WORK REQUIRED: Extract each line containing the string "this".

DATA SHOWN:
[BEGIN]
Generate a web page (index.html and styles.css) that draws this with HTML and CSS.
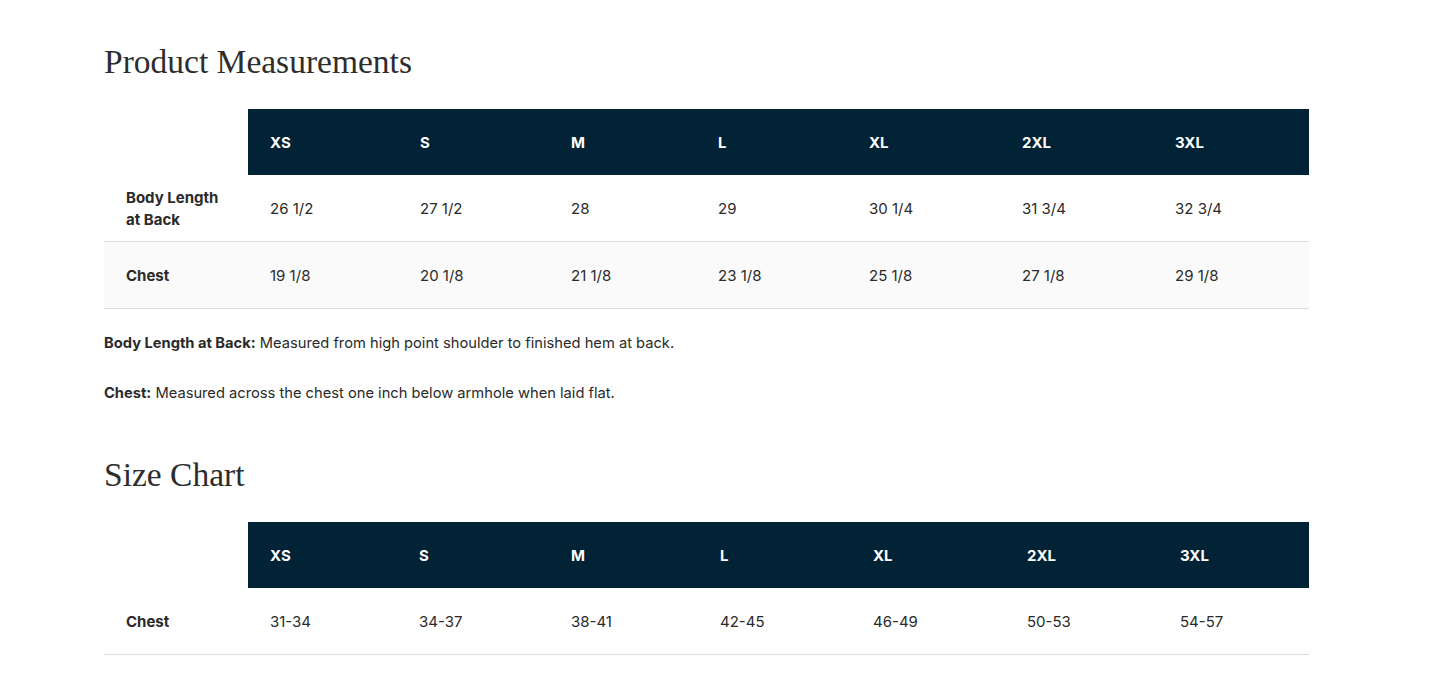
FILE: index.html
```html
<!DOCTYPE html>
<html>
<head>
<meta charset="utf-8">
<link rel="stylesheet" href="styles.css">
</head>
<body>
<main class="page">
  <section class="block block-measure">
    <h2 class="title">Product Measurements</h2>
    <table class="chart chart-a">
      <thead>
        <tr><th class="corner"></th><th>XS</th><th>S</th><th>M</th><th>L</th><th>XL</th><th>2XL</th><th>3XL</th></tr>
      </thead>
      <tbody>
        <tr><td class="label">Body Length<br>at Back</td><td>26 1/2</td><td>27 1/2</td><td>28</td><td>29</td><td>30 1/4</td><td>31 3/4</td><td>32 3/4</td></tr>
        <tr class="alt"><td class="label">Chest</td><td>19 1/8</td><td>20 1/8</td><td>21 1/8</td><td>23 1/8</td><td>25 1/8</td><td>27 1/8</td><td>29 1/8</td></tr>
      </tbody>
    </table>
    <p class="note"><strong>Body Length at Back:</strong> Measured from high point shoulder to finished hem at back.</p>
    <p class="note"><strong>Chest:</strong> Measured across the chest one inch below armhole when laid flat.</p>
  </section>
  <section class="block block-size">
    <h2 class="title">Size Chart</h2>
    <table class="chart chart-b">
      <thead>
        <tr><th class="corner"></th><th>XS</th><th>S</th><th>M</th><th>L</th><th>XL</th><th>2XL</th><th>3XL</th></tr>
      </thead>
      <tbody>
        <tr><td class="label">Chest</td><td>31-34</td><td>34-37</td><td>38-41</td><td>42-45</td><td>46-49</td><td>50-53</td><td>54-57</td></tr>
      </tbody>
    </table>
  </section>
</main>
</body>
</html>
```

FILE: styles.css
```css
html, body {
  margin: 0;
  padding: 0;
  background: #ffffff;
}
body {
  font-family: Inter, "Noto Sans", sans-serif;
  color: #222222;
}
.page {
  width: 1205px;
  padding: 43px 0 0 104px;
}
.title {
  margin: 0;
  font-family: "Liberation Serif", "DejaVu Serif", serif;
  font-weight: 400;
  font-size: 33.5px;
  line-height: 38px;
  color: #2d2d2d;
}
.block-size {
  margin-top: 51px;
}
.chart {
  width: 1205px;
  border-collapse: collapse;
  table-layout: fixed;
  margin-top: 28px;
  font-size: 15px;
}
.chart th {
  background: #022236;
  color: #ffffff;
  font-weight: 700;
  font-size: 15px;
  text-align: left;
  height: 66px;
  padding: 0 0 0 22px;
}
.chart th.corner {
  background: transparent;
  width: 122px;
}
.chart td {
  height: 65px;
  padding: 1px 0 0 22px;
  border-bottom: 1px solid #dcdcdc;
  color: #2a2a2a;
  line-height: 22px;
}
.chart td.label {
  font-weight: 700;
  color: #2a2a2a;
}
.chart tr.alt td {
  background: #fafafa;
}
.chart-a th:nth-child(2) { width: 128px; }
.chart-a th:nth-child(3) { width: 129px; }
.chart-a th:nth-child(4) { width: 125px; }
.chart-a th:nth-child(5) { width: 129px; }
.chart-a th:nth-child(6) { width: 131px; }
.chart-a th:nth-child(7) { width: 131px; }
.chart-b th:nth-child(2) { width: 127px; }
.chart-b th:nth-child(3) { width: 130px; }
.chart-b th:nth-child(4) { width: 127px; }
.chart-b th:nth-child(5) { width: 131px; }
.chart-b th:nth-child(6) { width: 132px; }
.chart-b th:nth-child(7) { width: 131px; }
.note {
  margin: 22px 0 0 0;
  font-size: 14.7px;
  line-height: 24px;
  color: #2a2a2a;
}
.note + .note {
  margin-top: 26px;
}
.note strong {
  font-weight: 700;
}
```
[END]
[BEGIN]
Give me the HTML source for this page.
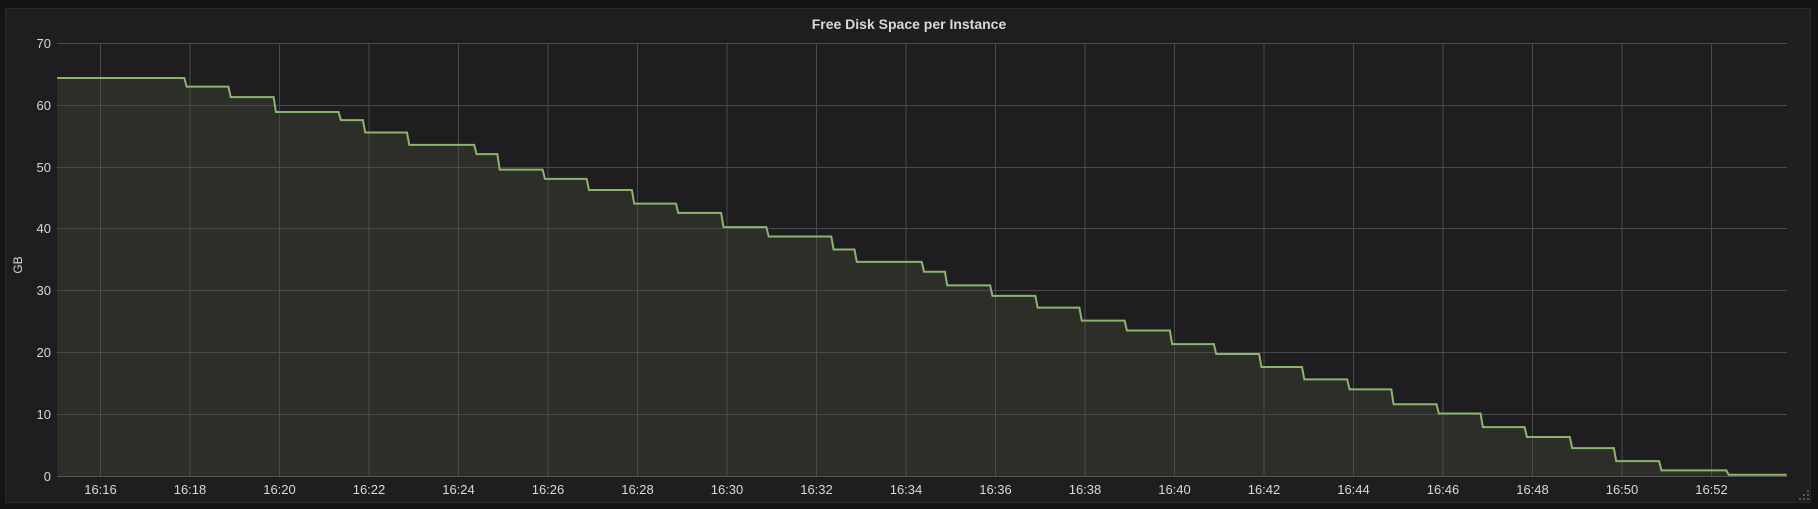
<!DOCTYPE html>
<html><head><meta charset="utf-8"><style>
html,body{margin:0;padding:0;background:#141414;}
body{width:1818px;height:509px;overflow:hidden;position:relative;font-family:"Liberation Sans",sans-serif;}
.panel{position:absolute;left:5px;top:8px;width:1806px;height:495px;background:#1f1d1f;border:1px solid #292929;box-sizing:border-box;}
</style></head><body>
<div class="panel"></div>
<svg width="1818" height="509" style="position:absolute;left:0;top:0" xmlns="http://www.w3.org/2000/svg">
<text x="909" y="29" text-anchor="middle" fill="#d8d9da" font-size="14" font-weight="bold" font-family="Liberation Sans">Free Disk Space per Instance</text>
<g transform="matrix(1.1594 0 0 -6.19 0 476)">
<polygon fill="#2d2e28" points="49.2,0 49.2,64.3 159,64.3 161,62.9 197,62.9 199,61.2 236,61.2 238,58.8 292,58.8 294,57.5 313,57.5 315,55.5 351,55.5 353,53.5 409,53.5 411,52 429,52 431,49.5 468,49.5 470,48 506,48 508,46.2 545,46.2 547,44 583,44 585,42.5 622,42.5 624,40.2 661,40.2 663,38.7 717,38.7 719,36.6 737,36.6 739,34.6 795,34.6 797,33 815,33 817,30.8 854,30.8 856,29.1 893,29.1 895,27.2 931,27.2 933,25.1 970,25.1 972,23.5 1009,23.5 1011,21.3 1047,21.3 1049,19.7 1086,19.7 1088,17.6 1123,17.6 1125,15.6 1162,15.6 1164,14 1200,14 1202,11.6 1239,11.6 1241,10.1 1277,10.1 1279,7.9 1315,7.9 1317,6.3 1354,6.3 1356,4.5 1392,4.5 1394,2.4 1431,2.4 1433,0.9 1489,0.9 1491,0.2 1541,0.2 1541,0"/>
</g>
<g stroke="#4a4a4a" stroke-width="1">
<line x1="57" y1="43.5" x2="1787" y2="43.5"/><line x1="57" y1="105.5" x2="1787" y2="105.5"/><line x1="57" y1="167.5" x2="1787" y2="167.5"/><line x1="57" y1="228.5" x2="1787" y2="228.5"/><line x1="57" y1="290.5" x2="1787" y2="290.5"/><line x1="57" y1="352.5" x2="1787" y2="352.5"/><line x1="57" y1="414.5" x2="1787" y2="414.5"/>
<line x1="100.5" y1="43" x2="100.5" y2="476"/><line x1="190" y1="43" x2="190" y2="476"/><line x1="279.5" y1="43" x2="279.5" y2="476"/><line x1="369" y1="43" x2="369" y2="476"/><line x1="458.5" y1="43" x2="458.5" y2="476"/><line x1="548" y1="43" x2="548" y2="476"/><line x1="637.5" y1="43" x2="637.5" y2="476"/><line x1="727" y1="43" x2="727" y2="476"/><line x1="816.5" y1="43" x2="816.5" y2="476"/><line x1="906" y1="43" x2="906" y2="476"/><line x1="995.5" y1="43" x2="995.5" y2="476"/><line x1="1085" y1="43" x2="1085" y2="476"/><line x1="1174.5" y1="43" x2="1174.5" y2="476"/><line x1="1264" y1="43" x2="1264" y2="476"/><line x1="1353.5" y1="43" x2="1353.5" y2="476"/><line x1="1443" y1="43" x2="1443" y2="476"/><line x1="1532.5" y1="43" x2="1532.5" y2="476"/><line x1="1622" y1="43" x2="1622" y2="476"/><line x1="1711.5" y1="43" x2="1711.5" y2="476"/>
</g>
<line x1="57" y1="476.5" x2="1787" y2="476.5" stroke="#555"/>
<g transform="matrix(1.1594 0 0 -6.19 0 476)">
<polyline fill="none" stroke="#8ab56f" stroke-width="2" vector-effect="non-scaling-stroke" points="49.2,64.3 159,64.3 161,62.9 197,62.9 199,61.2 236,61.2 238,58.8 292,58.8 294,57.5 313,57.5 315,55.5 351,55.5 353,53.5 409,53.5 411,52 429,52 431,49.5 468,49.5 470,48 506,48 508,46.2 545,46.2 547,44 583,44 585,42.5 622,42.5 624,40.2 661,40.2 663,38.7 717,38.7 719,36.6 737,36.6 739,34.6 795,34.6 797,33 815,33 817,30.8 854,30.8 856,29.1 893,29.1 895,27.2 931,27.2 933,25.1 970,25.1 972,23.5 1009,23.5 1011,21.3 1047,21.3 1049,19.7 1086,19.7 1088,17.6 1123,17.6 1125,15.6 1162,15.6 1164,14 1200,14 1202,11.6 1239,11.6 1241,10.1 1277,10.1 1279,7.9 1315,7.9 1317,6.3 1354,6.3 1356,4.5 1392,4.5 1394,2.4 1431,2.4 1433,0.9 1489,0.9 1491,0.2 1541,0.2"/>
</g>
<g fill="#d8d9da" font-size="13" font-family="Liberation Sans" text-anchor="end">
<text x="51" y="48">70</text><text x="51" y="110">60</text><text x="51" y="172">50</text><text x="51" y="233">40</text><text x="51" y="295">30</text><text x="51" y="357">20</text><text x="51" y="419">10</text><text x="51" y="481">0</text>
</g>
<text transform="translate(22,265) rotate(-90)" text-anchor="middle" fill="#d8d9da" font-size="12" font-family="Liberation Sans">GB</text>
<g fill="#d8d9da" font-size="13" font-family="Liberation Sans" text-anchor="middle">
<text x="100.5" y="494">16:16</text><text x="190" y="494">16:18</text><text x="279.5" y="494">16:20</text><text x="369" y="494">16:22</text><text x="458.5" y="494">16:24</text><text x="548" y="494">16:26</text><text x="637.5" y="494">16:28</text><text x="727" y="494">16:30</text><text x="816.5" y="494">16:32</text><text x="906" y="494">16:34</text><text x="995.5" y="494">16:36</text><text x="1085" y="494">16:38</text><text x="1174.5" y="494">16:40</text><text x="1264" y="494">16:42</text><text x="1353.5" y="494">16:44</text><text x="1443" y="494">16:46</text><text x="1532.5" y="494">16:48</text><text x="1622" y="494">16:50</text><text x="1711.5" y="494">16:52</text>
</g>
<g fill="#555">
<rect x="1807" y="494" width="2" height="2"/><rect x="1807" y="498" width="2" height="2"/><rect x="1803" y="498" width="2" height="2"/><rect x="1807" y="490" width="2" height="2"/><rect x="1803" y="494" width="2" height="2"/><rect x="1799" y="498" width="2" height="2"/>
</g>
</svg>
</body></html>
[END]
[BEGIN]
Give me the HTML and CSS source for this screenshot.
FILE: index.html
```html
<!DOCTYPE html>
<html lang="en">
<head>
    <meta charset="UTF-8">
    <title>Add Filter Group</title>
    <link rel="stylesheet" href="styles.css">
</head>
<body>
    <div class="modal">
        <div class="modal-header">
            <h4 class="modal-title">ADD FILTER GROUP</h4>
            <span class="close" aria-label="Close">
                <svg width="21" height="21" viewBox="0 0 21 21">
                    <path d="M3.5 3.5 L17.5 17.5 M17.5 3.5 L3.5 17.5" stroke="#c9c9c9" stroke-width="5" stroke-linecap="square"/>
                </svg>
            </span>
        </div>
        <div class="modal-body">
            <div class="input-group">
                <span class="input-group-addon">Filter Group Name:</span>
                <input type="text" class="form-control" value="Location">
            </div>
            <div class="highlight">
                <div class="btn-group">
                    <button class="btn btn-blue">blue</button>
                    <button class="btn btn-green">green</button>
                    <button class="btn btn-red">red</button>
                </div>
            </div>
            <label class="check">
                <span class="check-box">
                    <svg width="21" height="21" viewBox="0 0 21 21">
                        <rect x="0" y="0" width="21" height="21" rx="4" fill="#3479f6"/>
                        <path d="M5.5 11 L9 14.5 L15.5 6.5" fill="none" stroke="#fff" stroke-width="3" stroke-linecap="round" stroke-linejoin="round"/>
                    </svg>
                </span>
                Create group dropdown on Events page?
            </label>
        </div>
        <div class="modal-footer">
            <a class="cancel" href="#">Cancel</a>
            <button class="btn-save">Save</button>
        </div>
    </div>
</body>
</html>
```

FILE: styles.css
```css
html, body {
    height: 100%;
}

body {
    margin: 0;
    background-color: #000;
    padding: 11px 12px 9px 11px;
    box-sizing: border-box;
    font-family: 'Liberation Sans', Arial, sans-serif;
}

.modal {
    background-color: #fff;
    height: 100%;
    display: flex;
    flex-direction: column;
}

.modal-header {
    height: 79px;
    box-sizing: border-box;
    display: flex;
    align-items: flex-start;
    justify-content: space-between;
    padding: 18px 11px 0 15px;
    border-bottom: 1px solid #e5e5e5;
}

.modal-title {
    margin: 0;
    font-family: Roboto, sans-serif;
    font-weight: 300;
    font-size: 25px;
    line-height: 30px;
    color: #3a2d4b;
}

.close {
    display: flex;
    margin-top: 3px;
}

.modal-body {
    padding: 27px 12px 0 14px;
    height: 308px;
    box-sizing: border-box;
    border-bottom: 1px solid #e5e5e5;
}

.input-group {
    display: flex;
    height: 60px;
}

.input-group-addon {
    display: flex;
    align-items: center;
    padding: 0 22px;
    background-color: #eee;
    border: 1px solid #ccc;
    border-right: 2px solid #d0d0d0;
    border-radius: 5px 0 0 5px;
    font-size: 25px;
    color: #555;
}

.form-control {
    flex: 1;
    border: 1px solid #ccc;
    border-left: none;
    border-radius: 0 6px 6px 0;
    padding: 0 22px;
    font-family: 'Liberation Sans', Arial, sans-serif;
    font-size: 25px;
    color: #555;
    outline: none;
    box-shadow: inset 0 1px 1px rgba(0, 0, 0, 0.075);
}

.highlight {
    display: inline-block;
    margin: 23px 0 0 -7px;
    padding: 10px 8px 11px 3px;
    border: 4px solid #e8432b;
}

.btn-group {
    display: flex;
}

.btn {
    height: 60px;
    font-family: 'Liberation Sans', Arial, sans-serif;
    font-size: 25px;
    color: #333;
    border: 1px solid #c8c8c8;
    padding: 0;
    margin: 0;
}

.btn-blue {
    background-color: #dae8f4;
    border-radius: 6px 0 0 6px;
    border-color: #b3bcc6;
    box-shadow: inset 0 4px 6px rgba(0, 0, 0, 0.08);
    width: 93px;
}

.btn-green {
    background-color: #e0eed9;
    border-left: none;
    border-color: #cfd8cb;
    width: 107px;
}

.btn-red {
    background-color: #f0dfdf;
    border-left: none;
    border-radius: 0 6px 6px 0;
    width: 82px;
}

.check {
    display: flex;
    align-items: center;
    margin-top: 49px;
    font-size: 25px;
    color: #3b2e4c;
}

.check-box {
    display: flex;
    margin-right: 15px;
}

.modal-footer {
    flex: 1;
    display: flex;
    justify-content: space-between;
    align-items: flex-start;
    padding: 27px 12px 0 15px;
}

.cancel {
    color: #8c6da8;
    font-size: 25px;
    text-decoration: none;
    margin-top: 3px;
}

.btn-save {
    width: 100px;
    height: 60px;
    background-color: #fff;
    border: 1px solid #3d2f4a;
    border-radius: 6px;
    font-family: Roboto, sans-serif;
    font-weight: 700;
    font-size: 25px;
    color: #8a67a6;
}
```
[END]
RESULT OF THE TASK:
Generate a web page (index.html and styles.css) that draws this with HTML and CSS.
Give me the HTML source for this page.
Give me the HTML and CSS source for this screenshot.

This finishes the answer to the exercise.